Innombrables sont les intellectuels français ayant promis que la mondialisation, nécessairement « heureuse », déverserait ses bienfaits sur l’humanité. Pauvreté, chômage, corruption… trouvaient chez eux une même solution : davantage d’ouverture économique. Mais, comme les inégalités n’ont cessé de croître, une question se pose : tout le monde profite-t-il de la même façon du libre-échange ?

Nous sommes en 1993. Les pays européens viennent de ratifier le traité de Maastricht, leurs frontières s’effacent, tout au moins douanières. Un an plus tard, de l’autre côté de l’Atlantique, l’Amérique du Nord s’unifie elle aussi, du Canada jusqu’au Mexique, sous le régime de l’Accord de libre-échange nord-américain (Alena). L’Accord général sur les tarifs et le commerce (GATT) propulse l’agriculture dans la grande valse du libre-échange. L’objectif de toutes ces mesures ? « Notre bonheur à tous ! », répètent en chœur la plupart des économistes néolibéraux, souvent rétribués par les banques (voir « Un foisonnement d’écoles de pensée »).

Certains partisans du libre-échange, de l’« ouverture » des économies les unes aux autres, avancent toutefois d’autres raisons.

Ainsi du lauréat du prix de la Banque de Suède en sciences économiques en mémoire d’Alfred Nobel (lire « Quand une banque distribue des médailles »), l’influent économiste néo­libéral américain Gary Becker : « Le droit du travail et la protection de l’environnement sont devenus excessifs dans la plupart des pays développés. Le libre-échange va réprimer certains de ces excès en obligeant chacun à rester concurrentiel face aux importations des pays en développement » (Business Week, 9 août 1993).

Ainsi du célébrissime Lawrence Summers, alors économiste en chef de la Banque mondiale, dans une note de service intitulée « Bonnes pratiques environnementales » : « Juste entre vous et moi, la Banque mondiale ne devrait-elle pas encourager davantage la migration des industries sales vers les pays moins développés ? » (12 décembre 1991).

Ainsi, encore, d’Anne Krueger, directrice générale adjointe du Fonds monétaire international : « Plus vite une économie est ouverte, mieux c’est. Parce que plus une économie est ouverte, plus il est difficile de revenir en arrière et de renverser les réformes » (conférence à l’université de Nottingham, septembre 2004). (...)
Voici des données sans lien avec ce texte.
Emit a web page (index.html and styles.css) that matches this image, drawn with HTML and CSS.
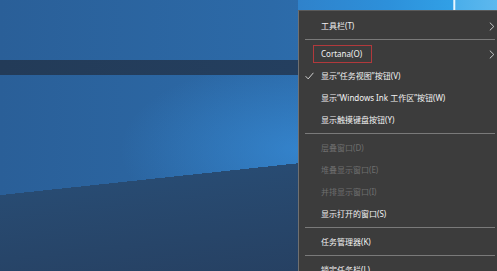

Le libre-échange a transformé le monde en un supermarché pour les multinationales et l’oligarchie : législations environnementales laxistes ici, coûts salariaux pressurés plus loin, zones franches pour sièges sociaux là-bas et paradis fiscaux tout au fond… Dans le même temps, moins mobiles, les travailleurs subissent le chômage, la baisse des salaires, des fiscalités injustes, de façon à demeurer « compétitifs ». Une somme de contraintes qui n’aiguise pas leur combativité.

Le courant libre-échangiste estime que l’ouverture internationale entraîne une réduction des inégalités au sein de chaque économie. C’est tout le contraire : la mondialisation étire l’échelle des revenus par les deux bouts. Le plancher s’affaisse tandis que le plafond s’élève toujours davantage. (...)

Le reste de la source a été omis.